MAHLER: Symphony No. 2 in C minor "Resurrection."
Latonia Moore, soprano; Madja Michael, mezzo-soprano; Wiener Singverein; Vienna Philharmonic Orch/Gilbert Kaplan, cond.
DGG 474 594 (2 CDS for price of one) (F) (DDD) TT: 85:52 (5 channel)

STRAUSS: Eine Alpensinfonie, Op. 64. Suite from Der Rosenkavalier.
Vienna Philharmonic Orch/Christian Thielemann, cond.
DGG 471 636 (F) (DDD) TT: 77:23 (5.1 channel)

Both of these were reviewed by R.D. when the original CDs were issued; please check his reviews: MAHLER / STRAUSS. I agree with completely about the quality of both of these in performance. Most of Gilbert Kaplan's life has been devoted to study and performance of Mahler's "Resurrection." His first recording of it, released in 1988 with the London Symphony, was the best-selling Mahler recording of all time.

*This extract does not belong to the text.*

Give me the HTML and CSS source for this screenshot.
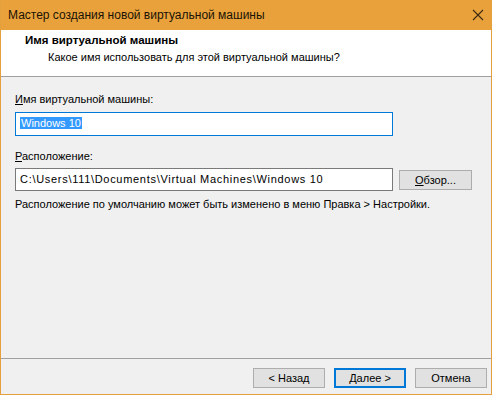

I imagine those who were interested in that recording also will wish to have this brand-new one which incorporates several hundred changes, most of them unnoticeabe to the average listener. I have more reservations than R.D. did about the two soloists—when there is a magnificent orchestra and chorus directed by a fine conductor it is unfortunate to have the quaity diminished by inferior solo singing. No quibbles whatever about Thielemann's Strauss; he is a master of this repertory, and I don't recall ever hearing a more glowing account of the final trio in its orchestral version.

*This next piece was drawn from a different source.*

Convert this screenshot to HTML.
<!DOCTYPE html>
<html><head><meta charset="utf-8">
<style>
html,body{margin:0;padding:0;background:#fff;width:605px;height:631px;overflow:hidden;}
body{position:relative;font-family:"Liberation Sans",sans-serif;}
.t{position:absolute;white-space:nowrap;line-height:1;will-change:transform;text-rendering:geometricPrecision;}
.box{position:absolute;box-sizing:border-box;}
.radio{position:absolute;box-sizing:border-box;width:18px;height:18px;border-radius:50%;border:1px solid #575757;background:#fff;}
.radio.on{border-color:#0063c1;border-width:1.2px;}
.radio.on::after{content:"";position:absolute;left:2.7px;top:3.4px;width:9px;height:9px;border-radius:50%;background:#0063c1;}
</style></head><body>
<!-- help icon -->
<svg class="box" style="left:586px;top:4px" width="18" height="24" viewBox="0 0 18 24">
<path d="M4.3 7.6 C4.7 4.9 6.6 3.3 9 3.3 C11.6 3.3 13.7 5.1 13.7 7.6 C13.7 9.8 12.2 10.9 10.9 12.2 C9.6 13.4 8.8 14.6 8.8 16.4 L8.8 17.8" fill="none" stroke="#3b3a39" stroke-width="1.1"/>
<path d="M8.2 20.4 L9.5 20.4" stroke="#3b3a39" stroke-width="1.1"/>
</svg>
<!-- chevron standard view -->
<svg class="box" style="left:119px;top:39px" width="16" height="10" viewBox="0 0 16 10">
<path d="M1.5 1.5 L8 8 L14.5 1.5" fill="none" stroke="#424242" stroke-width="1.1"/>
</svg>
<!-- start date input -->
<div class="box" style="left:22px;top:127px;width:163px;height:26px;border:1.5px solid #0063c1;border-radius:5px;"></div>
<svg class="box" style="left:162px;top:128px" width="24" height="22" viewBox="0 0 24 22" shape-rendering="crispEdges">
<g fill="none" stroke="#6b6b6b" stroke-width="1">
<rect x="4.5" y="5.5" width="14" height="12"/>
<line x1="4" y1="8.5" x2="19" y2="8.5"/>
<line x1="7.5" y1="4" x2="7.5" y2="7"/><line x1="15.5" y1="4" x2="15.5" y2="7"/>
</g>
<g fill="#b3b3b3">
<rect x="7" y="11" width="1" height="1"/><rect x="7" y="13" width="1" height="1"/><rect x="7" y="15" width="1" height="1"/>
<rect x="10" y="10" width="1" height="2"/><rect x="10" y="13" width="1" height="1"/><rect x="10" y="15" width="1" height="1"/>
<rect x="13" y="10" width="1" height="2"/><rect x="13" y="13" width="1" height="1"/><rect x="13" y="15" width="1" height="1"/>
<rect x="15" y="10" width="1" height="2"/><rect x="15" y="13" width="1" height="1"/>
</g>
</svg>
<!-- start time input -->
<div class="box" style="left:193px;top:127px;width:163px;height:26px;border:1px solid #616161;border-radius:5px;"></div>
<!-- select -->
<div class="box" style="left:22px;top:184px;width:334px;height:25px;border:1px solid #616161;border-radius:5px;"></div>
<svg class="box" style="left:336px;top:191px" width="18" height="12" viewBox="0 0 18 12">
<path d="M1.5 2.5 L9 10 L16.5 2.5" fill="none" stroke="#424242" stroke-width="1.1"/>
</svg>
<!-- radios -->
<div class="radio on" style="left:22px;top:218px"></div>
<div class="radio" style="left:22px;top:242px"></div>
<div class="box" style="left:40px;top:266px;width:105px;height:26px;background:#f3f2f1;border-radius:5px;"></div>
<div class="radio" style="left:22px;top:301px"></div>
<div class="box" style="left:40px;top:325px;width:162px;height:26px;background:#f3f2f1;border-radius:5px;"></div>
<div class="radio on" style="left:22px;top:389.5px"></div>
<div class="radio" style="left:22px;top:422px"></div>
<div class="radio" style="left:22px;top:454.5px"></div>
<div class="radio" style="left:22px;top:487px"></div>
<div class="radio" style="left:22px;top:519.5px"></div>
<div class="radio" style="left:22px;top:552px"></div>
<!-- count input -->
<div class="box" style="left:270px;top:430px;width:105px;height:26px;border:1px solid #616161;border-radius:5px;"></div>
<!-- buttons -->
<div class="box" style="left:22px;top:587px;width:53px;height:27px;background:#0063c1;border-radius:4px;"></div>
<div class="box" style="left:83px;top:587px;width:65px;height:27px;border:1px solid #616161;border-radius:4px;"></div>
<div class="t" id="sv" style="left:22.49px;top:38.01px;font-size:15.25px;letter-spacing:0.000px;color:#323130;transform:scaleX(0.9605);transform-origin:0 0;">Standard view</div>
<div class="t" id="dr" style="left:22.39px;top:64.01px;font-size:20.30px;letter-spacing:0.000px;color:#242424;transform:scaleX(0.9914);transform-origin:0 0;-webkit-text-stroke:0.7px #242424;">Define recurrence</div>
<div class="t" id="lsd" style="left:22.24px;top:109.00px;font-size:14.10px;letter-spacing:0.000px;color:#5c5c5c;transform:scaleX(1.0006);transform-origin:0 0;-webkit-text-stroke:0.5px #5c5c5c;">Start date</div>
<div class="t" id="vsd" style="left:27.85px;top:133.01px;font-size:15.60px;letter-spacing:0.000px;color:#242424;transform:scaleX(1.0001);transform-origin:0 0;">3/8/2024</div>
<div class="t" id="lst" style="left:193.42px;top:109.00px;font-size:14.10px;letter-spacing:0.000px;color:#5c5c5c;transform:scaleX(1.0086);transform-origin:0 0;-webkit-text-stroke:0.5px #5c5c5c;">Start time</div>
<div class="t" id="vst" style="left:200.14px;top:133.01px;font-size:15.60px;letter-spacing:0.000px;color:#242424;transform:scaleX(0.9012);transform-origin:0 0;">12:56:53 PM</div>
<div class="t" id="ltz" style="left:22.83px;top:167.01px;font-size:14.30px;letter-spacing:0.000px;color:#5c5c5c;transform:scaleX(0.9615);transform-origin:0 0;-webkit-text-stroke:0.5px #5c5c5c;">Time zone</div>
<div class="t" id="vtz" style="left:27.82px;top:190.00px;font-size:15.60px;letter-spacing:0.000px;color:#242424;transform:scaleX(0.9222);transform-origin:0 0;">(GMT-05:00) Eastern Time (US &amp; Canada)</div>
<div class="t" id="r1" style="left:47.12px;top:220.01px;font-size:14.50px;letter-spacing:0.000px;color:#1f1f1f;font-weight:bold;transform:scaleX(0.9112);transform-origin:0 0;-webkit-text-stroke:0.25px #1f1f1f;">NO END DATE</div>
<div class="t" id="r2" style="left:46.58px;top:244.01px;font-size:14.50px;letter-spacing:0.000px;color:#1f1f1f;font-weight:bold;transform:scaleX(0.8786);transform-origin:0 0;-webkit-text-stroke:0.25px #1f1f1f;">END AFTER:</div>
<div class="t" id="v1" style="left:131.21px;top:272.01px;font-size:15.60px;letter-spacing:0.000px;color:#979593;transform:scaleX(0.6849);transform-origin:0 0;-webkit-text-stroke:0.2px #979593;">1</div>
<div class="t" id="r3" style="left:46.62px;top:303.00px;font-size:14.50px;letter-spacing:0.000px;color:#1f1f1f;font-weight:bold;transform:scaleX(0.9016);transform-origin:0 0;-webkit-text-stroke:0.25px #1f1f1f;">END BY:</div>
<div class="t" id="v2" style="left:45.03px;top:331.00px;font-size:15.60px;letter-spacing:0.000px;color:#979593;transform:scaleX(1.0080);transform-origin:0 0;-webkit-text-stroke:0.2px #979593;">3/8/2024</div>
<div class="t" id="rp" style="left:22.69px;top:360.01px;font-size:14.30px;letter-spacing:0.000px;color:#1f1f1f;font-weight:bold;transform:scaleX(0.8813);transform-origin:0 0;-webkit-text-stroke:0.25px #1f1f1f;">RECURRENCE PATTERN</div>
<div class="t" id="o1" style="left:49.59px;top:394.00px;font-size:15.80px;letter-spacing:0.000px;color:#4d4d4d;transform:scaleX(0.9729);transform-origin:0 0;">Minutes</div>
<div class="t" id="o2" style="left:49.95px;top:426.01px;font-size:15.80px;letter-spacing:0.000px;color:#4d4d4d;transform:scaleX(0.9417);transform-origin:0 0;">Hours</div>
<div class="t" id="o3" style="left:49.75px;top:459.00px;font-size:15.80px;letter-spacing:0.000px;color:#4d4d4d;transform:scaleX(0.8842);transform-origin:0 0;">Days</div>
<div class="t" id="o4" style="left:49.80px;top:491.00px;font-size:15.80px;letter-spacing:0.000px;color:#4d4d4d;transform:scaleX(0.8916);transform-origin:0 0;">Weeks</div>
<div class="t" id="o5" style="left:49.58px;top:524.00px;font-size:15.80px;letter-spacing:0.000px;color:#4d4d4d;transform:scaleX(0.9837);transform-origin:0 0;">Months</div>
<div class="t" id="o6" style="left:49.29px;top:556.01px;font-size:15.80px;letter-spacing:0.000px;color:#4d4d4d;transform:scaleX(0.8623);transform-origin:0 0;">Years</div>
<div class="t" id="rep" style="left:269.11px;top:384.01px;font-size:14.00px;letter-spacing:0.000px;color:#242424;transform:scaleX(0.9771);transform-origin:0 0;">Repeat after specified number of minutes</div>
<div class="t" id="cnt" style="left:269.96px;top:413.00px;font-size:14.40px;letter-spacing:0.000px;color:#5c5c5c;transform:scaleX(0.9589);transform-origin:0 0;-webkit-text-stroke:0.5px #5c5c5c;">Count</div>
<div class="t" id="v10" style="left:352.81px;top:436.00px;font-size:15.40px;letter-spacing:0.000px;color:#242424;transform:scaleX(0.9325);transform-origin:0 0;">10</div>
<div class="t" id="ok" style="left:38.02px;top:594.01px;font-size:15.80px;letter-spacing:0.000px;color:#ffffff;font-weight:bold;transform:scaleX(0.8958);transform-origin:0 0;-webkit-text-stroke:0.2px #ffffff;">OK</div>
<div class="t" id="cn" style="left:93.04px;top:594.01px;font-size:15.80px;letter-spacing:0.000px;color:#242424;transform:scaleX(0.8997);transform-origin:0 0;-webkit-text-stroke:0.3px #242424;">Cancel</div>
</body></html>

In this column the emphasis is on sonic quality of these recording. R.D. was highly impressed by sound on the original CDs; now we have both in surround.....and they are quite magnificent. The expanded frequency range and dynamic range of SACD is a definite plus, with the extra channels adding warmth and considerable depth—although it is odd that the Mahler is five channels, the Strauss six (the sixth is the added .1 channel which contains low-bass information). Why aren't both of them six channel? The only sonic deficiency of the Strauss is a touch of stridency in the violins—and the engineers surely missed a golden opportunity by not having the distant hunting horns in Alpine Symphony's third section ("The ascent") sound from the back. There is a distant sound to the multiple brass in this brief interlude, a good perspective, but it's all from the front. The Mahler symphony's huge orchestra and chorus are conveyed more accurately via multi-channel. Both of these are sonic blockbusters indeed, and highly recommended. The two CDs of the Mahler sell for the price of one. Both highly recommended. Incidentally, the sound of this Mahler recording is far superior to the dry, unattractive sound heard on the same label's Boulez/VPO Mahler Symphony No. 3 (REVIEW).

Another puzzling issue on these releases is the fact that the Mahler SACD will play on all CD players, the Strauss is not a "Hybrid" SACD, and cannot be played on regular CD players. Strange that one company would release some performances as "hybrid," others not.